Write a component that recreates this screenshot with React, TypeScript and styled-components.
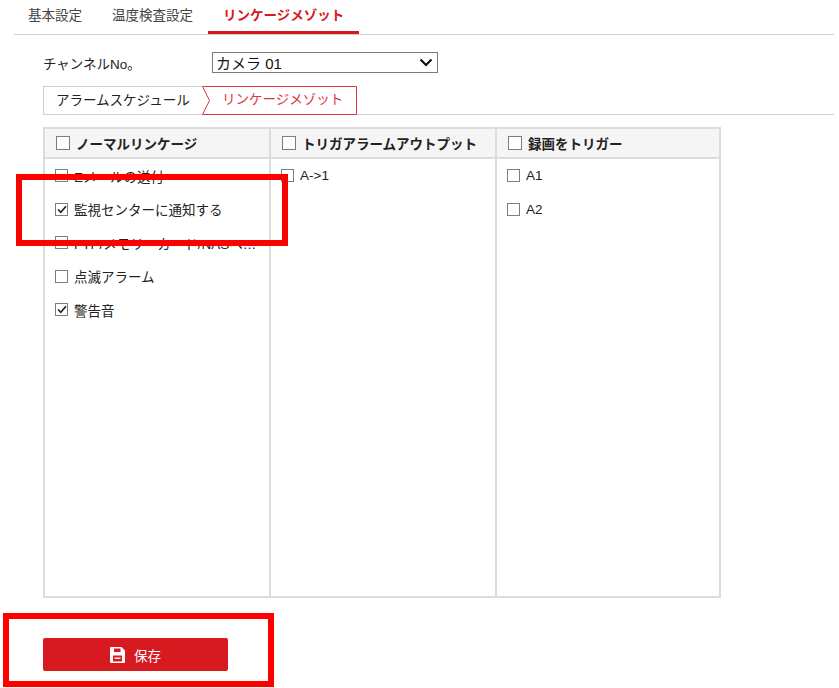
import React from "react";
import styled, { createGlobalStyle } from "styled-components";

const GlobalStyle = createGlobalStyle`
  body {
    margin: 0;
    background: #fff;
    font-family: "Liberation Sans", "Noto Sans CJK JP", sans-serif;
    color: #333;
  }
`;

const Page = styled.div`
  position: relative;
  width: 839px;
  height: 688px;
  padding: 0 5px 0 14px;
  box-sizing: border-box;
  overflow: hidden;
`;

const TabBar = styled.div`
  display: flex;
  height: 35px;
  box-sizing: border-box;
  border-bottom: 1px solid #cfcfcf;
`;

const Tab = styled.div<{ $active?: boolean }>`
  height: 34px;
  box-sizing: border-box;
  padding: 0 15px;
  line-height: 32px;
  font-size: 13.5px;
  color: ${(p) => (p.$active ? "#d7191f" : "#444")};
  font-weight: ${(p) => (p.$active ? "bold" : "normal")};
  border-bottom: 3px solid ${(p) => (p.$active ? "#d7191f" : "transparent")};
  &:first-child {
    padding-left: 14px;
  }
`;

const Content = styled.div`
  padding-left: 29px;
`;

const ChannelRow = styled.div`
  display: flex;
  align-items: center;
  margin-top: 17px;
  height: 21px;
`;

const Label = styled.div`
  width: 169px;
  font-size: 13.5px;
  color: #222;
`;

const SelectBox = styled.div`
  width: 226px;
  height: 21px;
  box-sizing: border-box;
  border: 1px solid #7a7a7a;
  display: flex;
  align-items: center;
  justify-content: space-between;
  padding: 0 4px 0 3px;
  font-size: 15px;
  color: #111;
`;

const SubTabBar = styled.div`
  display: flex;
  margin-top: 13px;
  height: 29px;
  box-sizing: border-box;
  border-bottom: 1px solid #cfcfcf;
`;

const SubTabGroup = styled.div`
  display: flex;
  height: 29px;
  border-left: 1px solid #cfcfcf;
  border-top: 1px solid #cfcfcf;
  box-sizing: border-box;
`;

const SubTab = styled.div`
  width: 158px;
  padding-left: 12px;
  box-sizing: border-box;
  white-space: nowrap;
  line-height: 27px;
  font-size: 13.5px;
  color: #222;
`;

const ActiveSubTab = styled.div`
  position: relative;
  width: 155px;
  height: 29px;
  margin-top: -1px;
  padding-left: 20px;
  box-sizing: border-box;
  white-space: nowrap;
  line-height: 28px;
  font-size: 13.5px;
  color: #d9363e;
  svg {
    position: absolute;
    left: 0;
    top: 0;
  }
  span {
    position: relative;
  }
`;

const Table = styled.div`
  margin-top: 12px;
  width: 678px;
  height: 471px;
  box-sizing: border-box;
  border: 2px solid #dcdcdc;
  display: grid;
  grid-template-columns: 224px 226px 1fr;
`;

const Column = styled.div`
  display: flex;
  flex-direction: column;
  min-width: 0;
  & + & {
    border-left: 2px solid #dcdcdc;
  }
`;

const Header = styled.div`
  height: 30px;
  box-sizing: border-box;
  background: #f5f5f5;
  border-bottom: 2px solid #dcdcdc;
  display: flex;
  align-items: center;
  padding-left: 11px;
  gap: 6px;
  font-size: 13.5px;
  font-weight: bold;
  color: #222;
`;

const Body = styled.div`
  padding-top: 0;
`;

const Row = styled.div`
  height: 33.5px;
  display: flex;
  align-items: center;
  padding: 0 10px;
  gap: 6px;
  font-size: 13.5px;
  color: #222;
  min-width: 0;
`;

const RowText = styled.span`
  white-space: nowrap;
  overflow: hidden;
  text-overflow: ellipsis;
  min-width: 0;
`;

const Box = styled.span<{ $size: number }>`
  flex: none;
  width: ${(p) => p.$size}px;
  height: ${(p) => p.$size}px;
  box-sizing: border-box;
  border: 1px solid #7d7d7d;
  background: #fff;
  display: flex;
  align-items: center;
  justify-content: center;
`;

const SaveButton = styled.button`
  margin-top: 40px;
  width: 185px;
  height: 33px;
  border: none;
  border-radius: 2px;
  background: #d71920;
  color: #fff;
  font-family: inherit;
  font-size: 13.5px;
  display: flex;
  align-items: center;
  justify-content: center;
  gap: 9px;
  padding: 0;
`;

const Annotation = styled.div<{ $x: number; $y: number; $w: number; $h: number }>`
  position: absolute;
  left: ${(p) => p.$x}px;
  top: ${(p) => p.$y}px;
  width: ${(p) => p.$w}px;
  height: ${(p) => p.$h}px;
  box-sizing: border-box;
  border: 6px solid #ff0000;
`;

function Check({ checked, size = 13 }: { checked?: boolean; size?: number }) {
  return (
    <Box $size={size}>
      {checked && (
        <svg width="10" height="9" viewBox="0 0 10 9">
          <path d="M1 4.5 L3.8 7.3 L9 1.3" fill="none" stroke="#222" strokeWidth="1.7" />
        </svg>
      )}
    </Box>
  );
}

function Floppy() {
  return (
    <svg width="15" height="16" viewBox="0 0 15 16">
      <path
        fillRule="evenodd"
        fill="#fff"
        d="M1 0 H11.5 L15 3.5 V15 A1 1 0 0 1 14 16 H1 A1 1 0 0 1 0 15 V1 A1 1 0 0 1 1 0 Z M4 1.5 V5 H10.5 V1.5 Z M3 8.5 V14.5 H12 V8.5 Z"
      />
      <rect x="4.5" y="10.5" width="6" height="1.4" fill="#fff" />
    </svg>
  );
}

const columns = [
  {
    title: "ノーマルリンケージ",
    items: [
      { label: "Eメールの送付" },
      { label: "監視センターに通知する", checked: true },
      { label: "FTP/メモリーカード/NASへアップロード" },
      { label: "点滅アラーム" },
      { label: "警告音", checked: true },
    ],
  },
  { title: "トリガアラームアウトプット", items: [{ label: "A->1" }] },
  { title: "録画をトリガー", items: [{ label: "A1" }, { label: "A2" }] },
];

export default function App() {
  return (
    <Page>
      <GlobalStyle />
      <TabBar>
        <Tab>基本設定</Tab>
        <Tab>温度検査設定</Tab>
        <Tab $active>リンケージメゾット</Tab>
      </TabBar>
      <Content>
        <ChannelRow>
          <Label>チャンネルNo。</Label>
          <SelectBox>
            <span>カメラ 01</span>
            <svg width="14" height="9" viewBox="0 0 14 9">
              <path d="M1.5 1.5 L7 7 L12.5 1.5" fill="none" stroke="#111" strokeWidth="2.2" />
            </svg>
          </SelectBox>
        </ChannelRow>
        <SubTabBar>
          <SubTabGroup>
            <SubTab>アラームスケジュール</SubTab>
            <ActiveSubTab>
              <svg width="155" height="29" viewBox="0 0 155 29">
                <path d="M0.5 0.5 H154.5 V28.5 H0.5 L7.5 14.5 Z" fill="#fff" stroke="#d9363e" strokeWidth="1" />
              </svg>
              <span>リンケージメゾット</span>
            </ActiveSubTab>
          </SubTabGroup>
        </SubTabBar>
        <Table>
          {columns.map((col) => (
            <Column key={col.title}>
              <Header>
                <Check size={14} />
                {col.title}
              </Header>
              <Body>
                {col.items.map((it) => (
                  <Row key={it.label}>
                    <Check checked={it.checked} />
                    <RowText>{it.label}</RowText>
                  </Row>
                ))}
              </Body>
            </Column>
          ))}
        </Table>
        <SaveButton>
          <Floppy />
          保存
        </SaveButton>
      </Content>
      <Annotation $x={16} $y={174} $w={272} $h={72} />
      <Annotation $x={3} $y={613} $w={271} $h={74} />
    </Page>
  );
}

● ● ● ● ● ● ●

*SET EXERCISE*. Print the whole listing above once more, word for word, without its pictures.

*REPLY TO THE EXERCISE*.
Write a component that recreates this screenshot with React, TypeScript and styled-components.
import React from "react";
import styled, { createGlobalStyle } from "styled-components";

const GlobalStyle = createGlobalStyle`
  body {
    margin: 0;
    background: #fff;
    font-family: "Liberation Sans", "Noto Sans CJK JP", sans-serif;
    color: #333;
  }
`;

const Page = styled.div`
  position: relative;
  width: 839px;
  height: 688px;
  padding: 0 5px 0 14px;
  box-sizing: border-box;
  overflow: hidden;
`;

const TabBar = styled.div`
  display: flex;
  height: 35px;
  box-sizing: border-box;
  border-bottom: 1px solid #cfcfcf;
`;

const Tab = styled.div<{ $active?: boolean }>`
  height: 34px;
  box-sizing: border-box;
  padding: 0 15px;
  line-height: 32px;
  font-size: 13.5px;
  color: ${(p) => (p.$active ? "#d7191f" : "#444")};
  font-weight: ${(p) => (p.$active ? "bold" : "normal")};
  border-bottom: 3px solid ${(p) => (p.$active ? "#d7191f" : "transparent")};
  &:first-child {
    padding-left: 14px;
  }
`;

const Content = styled.div`
  padding-left: 29px;
`;

const ChannelRow = styled.div`
  display: flex;
  align-items: center;
  margin-top: 17px;
  height: 21px;
`;

const Label = styled.div`
  width: 169px;
  font-size: 13.5px;
  color: #222;
`;

const SelectBox = styled.div`
  width: 226px;
  height: 21px;
  box-sizing: border-box;
  border: 1px solid #7a7a7a;
  display: flex;
  align-items: center;
  justify-content: space-between;
  padding: 0 4px 0 3px;
  font-size: 15px;
  color: #111;
`;

const SubTabBar = styled.div`
  display: flex;
  margin-top: 13px;
  height: 29px;
  box-sizing: border-box;
  border-bottom: 1px solid #cfcfcf;
`;

const SubTabGroup = styled.div`
  display: flex;
  height: 29px;
  border-left: 1px solid #cfcfcf;
  border-top: 1px solid #cfcfcf;
  box-sizing: border-box;
`;

const SubTab = styled.div`
  width: 158px;
  padding-left: 12px;
  box-sizing: border-box;
  white-space: nowrap;
  line-height: 27px;
  font-size: 13.5px;
  color: #222;
`;

const ActiveSubTab = styled.div`
  position: relative;
  width: 155px;
  height: 29px;
  margin-top: -1px;
  padding-left: 20px;
  box-sizing: border-box;
  white-space: nowrap;
  line-height: 28px;
  font-size: 13.5px;
  color: #d9363e;
  svg {
    position: absolute;
    left: 0;
    top: 0;
  }
  span {
    position: relative;
  }
`;

const Table = styled.div`
  margin-top: 12px;
  width: 678px;
  height: 471px;
  box-sizing: border-box;
  border: 2px solid #dcdcdc;
  display: grid;
  grid-template-columns: 224px 226px 1fr;
`;

const Column = styled.div`
  display: flex;
  flex-direction: column;
  min-width: 0;
  & + & {
    border-left: 2px solid #dcdcdc;
  }
`;

const Header = styled.div`
  height: 30px;
  box-sizing: border-box;
  background: #f5f5f5;
  border-bottom: 2px solid #dcdcdc;
  display: flex;
  align-items: center;
  padding-left: 11px;
  gap: 6px;
  font-size: 13.5px;
  font-weight: bold;
  color: #222;
`;

const Body = styled.div`
  padding-top: 0;
`;

const Row = styled.div`
  height: 33.5px;
  display: flex;
  align-items: center;
  padding: 0 10px;
  gap: 6px;
  font-size: 13.5px;
  color: #222;
  min-width: 0;
`;

const RowText = styled.span`
  white-space: nowrap;
  overflow: hidden;
  text-overflow: ellipsis;
  min-width: 0;
`;

const Box = styled.span<{ $size: number }>`
  flex: none;
  width: ${(p) => p.$size}px;
  height: ${(p) => p.$size}px;
  box-sizing: border-box;
  border: 1px solid #7d7d7d;
  background: #fff;
  display: flex;
  align-items: center;
  justify-content: center;
`;

const SaveButton = styled.button`
  margin-top: 40px;
  width: 185px;
  height: 33px;
  border: none;
  border-radius: 2px;
  background: #d71920;
  color: #fff;
  font-family: inherit;
  font-size: 13.5px;
  display: flex;
  align-items: center;
  justify-content: center;
  gap: 9px;
  padding: 0;
`;

const Annotation = styled.div<{ $x: number; $y: number; $w: number; $h: number }>`
  position: absolute;
  left: ${(p) => p.$x}px;
  top: ${(p) => p.$y}px;
  width: ${(p) => p.$w}px;
  height: ${(p) => p.$h}px;
  box-sizing: border-box;
  border: 6px solid #ff0000;
`;

function Check({ checked, size = 13 }: { checked?: boolean; size?: number }) {
  return (
    <Box $size={size}>
      {checked && (
        <svg width="10" height="9" viewBox="0 0 10 9">
          <path d="M1 4.5 L3.8 7.3 L9 1.3" fill="none" stroke="#222" strokeWidth="1.7" />
        </svg>
      )}
    </Box>
  );
}

function Floppy() {
  return (
    <svg width="15" height="16" viewBox="0 0 15 16">
      <path
        fillRule="evenodd"
        fill="#fff"
        d="M1 0 H11.5 L15 3.5 V15 A1 1 0 0 1 14 16 H1 A1 1 0 0 1 0 15 V1 A1 1 0 0 1 1 0 Z M4 1.5 V5 H10.5 V1.5 Z M3 8.5 V14.5 H12 V8.5 Z"
      />
      <rect x="4.5" y="10.5" width="6" height="1.4" fill="#fff" />
    </svg>
  );
}

const columns = [
  {
    title: "ノーマルリンケージ",
    items: [
      { label: "Eメールの送付" },
      { label: "監視センターに通知する", checked: true },
      { label: "FTP/メモリーカード/NASへアップロード" },
      { label: "点滅アラーム" },
      { label: "警告音", checked: true },
    ],
  },
  { title: "トリガアラームアウトプット", items: [{ label: "A->1" }] },
  { title: "録画をトリガー", items: [{ label: "A1" }, { label: "A2" }] },
];

export default function App() {
  return (
    <Page>
      <GlobalStyle />
      <TabBar>
        <Tab>基本設定</Tab>
        <Tab>温度検査設定</Tab>
        <Tab $active>リンケージメゾット</Tab>
      </TabBar>
      <Content>
        <ChannelRow>
          <Label>チャンネルNo。</Label>
          <SelectBox>
            <span>カメラ 01</span>
            <svg width="14" height="9" viewBox="0 0 14 9">
              <path d="M1.5 1.5 L7 7 L12.5 1.5" fill="none" stroke="#111" strokeWidth="2.2" />
            </svg>
          </SelectBox>
        </ChannelRow>
        <SubTabBar>
          <SubTabGroup>
            <SubTab>アラームスケジュール</SubTab>
            <ActiveSubTab>
              <svg width="155" height="29" viewBox="0 0 155 29">
                <path d="M0.5 0.5 H154.5 V28.5 H0.5 L7.5 14.5 Z" fill="#fff" stroke="#d9363e" strokeWidth="1" />
              </svg>
              <span>リンケージメゾット</span>
            </ActiveSubTab>
          </SubTabGroup>
        </SubTabBar>
        <Table>
          {columns.map((col) => (
            <Column key={col.title}>
              <Header>
                <Check size={14} />
                {col.title}
              </Header>
              <Body>
                {col.items.map((it) => (
                  <Row key={it.label}>
                    <Check checked={it.checked} />
                    <RowText>{it.label}</RowText>
                  </Row>
                ))}
              </Body>
            </Column>
          ))}
        </Table>
        <SaveButton>
          <Floppy />
          保存
        </SaveButton>
      </Content>
      <Annotation $x={16} $y={174} $w={272} $h={72} />
      <Annotation $x={3} $y={613} $w={271} $h={74} />
    </Page>
  );
}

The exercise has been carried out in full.